Record extracts:
════════

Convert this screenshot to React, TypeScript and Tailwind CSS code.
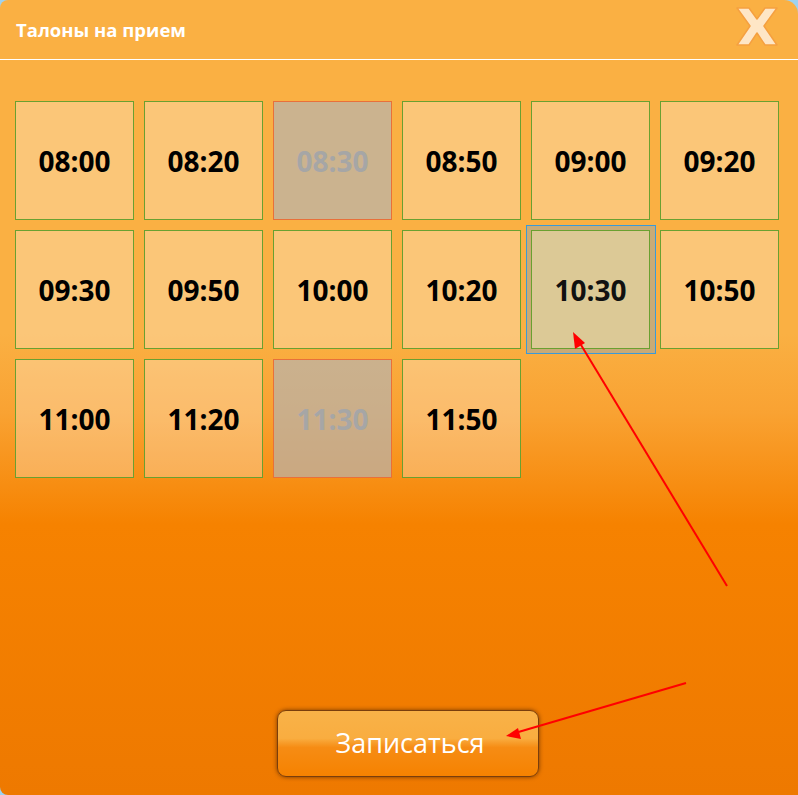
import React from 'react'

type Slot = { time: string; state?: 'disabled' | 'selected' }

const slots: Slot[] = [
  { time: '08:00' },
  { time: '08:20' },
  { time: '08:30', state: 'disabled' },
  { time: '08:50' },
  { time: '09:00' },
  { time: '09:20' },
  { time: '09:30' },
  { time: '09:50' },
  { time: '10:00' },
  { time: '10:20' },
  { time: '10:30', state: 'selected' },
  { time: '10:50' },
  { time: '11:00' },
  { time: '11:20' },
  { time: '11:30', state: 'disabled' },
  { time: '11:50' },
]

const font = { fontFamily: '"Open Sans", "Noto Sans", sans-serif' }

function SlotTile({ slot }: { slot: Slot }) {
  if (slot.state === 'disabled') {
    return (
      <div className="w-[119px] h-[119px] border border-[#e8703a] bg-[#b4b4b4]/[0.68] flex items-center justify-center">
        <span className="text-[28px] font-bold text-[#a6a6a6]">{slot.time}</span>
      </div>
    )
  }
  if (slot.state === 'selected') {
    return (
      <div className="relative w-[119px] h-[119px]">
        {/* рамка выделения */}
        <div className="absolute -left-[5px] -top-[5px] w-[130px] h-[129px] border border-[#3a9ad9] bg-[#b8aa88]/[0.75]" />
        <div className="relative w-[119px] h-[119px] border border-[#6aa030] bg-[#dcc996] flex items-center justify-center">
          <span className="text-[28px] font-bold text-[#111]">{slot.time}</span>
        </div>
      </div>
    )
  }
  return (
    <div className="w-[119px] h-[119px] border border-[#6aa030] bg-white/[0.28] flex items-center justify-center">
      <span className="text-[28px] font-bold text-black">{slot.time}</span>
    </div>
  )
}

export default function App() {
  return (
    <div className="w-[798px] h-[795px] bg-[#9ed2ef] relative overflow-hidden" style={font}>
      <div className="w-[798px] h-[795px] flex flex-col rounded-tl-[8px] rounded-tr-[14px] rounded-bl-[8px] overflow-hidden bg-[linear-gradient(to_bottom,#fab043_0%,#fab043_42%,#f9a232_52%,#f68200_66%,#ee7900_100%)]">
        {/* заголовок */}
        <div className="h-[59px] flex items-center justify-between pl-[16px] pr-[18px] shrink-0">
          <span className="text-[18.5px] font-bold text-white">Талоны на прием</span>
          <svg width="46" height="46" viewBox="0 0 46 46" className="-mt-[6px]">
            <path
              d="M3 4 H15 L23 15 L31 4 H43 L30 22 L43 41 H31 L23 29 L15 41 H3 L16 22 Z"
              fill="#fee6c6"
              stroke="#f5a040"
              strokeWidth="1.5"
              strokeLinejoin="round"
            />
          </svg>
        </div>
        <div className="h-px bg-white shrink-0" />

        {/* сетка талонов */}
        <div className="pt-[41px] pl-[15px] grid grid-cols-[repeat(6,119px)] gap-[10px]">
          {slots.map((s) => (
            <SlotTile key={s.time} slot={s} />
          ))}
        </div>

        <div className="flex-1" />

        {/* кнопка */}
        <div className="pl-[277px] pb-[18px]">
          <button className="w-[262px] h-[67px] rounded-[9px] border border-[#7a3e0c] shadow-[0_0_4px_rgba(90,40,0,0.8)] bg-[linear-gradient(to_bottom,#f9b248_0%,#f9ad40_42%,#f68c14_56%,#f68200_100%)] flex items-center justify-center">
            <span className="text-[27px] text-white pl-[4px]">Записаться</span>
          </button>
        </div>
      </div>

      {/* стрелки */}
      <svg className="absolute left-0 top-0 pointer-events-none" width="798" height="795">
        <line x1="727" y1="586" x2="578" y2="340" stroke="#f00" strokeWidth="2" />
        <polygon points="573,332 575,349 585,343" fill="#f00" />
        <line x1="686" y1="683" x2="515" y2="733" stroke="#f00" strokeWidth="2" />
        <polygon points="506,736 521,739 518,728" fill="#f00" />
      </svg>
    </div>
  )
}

════════

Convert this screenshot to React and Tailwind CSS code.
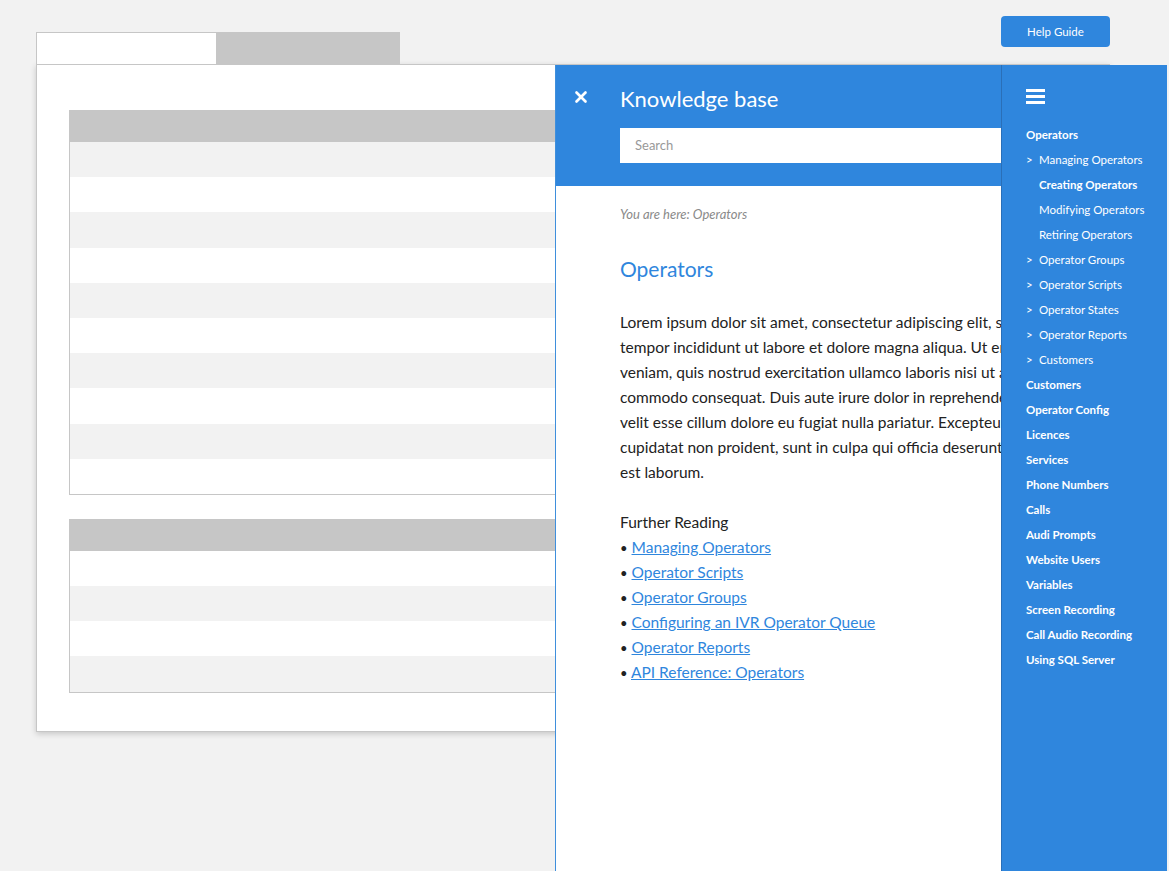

════════

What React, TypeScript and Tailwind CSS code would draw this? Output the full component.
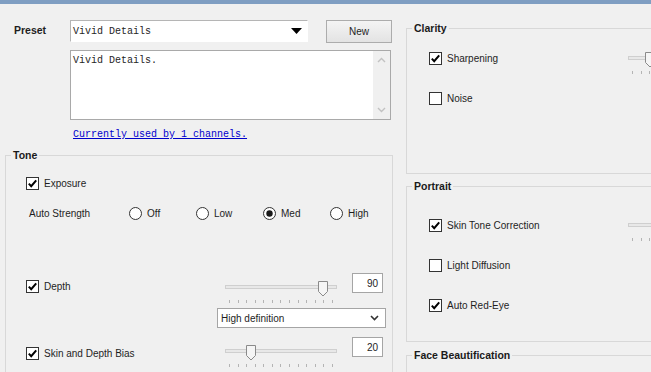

════════

To do: Reply with nothing but a number: how many lines of the entries above contain the string "screenshot"?

Written solution: 2